Türkiye’de milyonlarca emekli, temel ihtiyaçlarını karşılamada ciddi zorluk yaşıyor. TÜRK-İŞ’in Nisan 2025 verilerine göre açlık sınırı 17 bin 725 lira, yoksulluk sınırı ise 57 bin 736 liraya yükselmiş durumda. Buna karşın en düşük emekli maaşı hâlâ 14 bin lira seviyesinde. Emeklilerin büyük bir kısmı barınma, gıda ve sağlık harcamalarını karşılamakta güçlük çekiyor.

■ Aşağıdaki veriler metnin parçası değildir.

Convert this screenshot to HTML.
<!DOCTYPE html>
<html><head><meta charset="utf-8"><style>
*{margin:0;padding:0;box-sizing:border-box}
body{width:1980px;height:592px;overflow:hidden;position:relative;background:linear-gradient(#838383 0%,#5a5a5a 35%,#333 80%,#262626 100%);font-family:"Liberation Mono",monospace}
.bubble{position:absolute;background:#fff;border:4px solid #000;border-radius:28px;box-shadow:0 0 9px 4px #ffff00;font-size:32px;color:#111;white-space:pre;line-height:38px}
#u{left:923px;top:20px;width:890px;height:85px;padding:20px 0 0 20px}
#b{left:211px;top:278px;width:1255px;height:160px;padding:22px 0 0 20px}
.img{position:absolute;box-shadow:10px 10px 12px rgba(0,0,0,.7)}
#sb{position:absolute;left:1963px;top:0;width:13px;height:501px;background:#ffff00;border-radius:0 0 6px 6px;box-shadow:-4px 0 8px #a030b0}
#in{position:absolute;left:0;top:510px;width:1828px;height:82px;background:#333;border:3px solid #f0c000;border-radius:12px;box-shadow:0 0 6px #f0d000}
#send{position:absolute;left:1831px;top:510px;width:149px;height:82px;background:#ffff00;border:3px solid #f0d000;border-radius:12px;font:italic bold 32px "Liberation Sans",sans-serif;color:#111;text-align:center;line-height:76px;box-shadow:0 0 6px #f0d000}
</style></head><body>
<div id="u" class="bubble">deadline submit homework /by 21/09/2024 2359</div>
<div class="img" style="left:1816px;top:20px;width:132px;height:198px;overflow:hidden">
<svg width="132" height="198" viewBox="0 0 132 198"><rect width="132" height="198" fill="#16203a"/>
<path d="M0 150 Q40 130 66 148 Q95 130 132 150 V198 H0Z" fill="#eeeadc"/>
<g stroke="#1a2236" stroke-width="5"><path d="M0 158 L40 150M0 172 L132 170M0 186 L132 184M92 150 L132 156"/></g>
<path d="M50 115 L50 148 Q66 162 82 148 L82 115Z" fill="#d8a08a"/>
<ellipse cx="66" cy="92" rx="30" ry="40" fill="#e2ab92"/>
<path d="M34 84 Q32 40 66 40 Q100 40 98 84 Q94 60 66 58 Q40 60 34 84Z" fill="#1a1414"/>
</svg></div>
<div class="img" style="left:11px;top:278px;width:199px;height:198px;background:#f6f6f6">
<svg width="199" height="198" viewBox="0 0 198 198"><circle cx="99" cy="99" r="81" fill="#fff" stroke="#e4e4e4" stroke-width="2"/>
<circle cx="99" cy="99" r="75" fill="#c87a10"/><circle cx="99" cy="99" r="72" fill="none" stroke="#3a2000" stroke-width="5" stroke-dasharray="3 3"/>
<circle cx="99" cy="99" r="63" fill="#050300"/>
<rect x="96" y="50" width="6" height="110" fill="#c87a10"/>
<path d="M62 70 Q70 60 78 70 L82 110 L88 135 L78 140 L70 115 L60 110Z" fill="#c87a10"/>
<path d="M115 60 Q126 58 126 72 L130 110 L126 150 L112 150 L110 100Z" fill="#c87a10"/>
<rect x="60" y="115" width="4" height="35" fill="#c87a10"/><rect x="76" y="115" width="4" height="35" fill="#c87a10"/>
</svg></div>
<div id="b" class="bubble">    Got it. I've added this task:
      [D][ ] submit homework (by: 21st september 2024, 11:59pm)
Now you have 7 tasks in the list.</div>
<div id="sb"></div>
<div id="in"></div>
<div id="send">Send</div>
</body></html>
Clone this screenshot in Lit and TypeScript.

‘DEVLETİN A, B, C PLANI OLMALIYDI’
Türkiye Emekliler Derneği (TÜED) Genel Başkanı Kazım Ergün, yaşanan sıkıntıların sadece ekonomik değil, yapısal olduğunu vurguluyor. Ergün’e göre, son dört yılda kiralar kontrolsüz şekilde arttı ve bu, emeklilerin barınma hakkını doğrudan tehdit eder hale geldi:
“Emekli maaşıyla artık kiralık bir ev bulmak imkânsız. Eskiden biraz para biriktirip araba almayı düşünürlerdi. Şimdi temel ihtiyaçları karşılamak bile hayal. Depremi, seli ve don felaketini yaşadık biliyorsunuz artık vatandaşın 40 liraya yediği meyve 100 liranın üstünde olacak bunu görmek için ekonomist olmaya gerek yok. Devletin olaylara karşı A, B, C planı olması gerekiyordu.”
‘PAZARDAN SEBZE TOPLUYORUM’
72 yaşındaki emekli öğretmen N.Y., 45 yıllık kamu hizmetinin ardından geçim sıkıntısı yaşıyor. Torununa harçlık veremediğini belirten N.Y., “Ay sonunu getirmek için pazardan kalan sebzeleri topluyorum. Biz aslında yaşamıyoruz, sadece hayatta kalıyoruz” diyor.
65 yaşındaki Ayşe Hanım da maaşının önemli bir kısmını sağlık harcamalarına ayırıyor. Randevu sıkıntısı nedeniyle devlet hastanelerinden hizmet alamadıklarını, söylüyor: “İlaçların çoğu artık cebimizden karşılanıyor. Katkı payları da sürekli artıyor” diyor.
MÜCADELE SÜRECEK
DİSK Emekli-Sen Başkanı Cengiz Yavuz, yakın zamanda geniş katılımlı bir emekli eylemi hazırlığında olduklarını duyurdu. Ortalama bir emekli aylığının enflasyon karşısında 2 bin 500 lira eridiğine dikkat çeken Yavuz, “Yoksuluz, açız; nefes alabilmek için mücadele ediyoruz. Bayram yaklaşıyor ama emekliler şimdiden ‘Nasıl geçineceğiz?’ diye düşünüyor. Derhal çözüm bekliyoruz” diyor.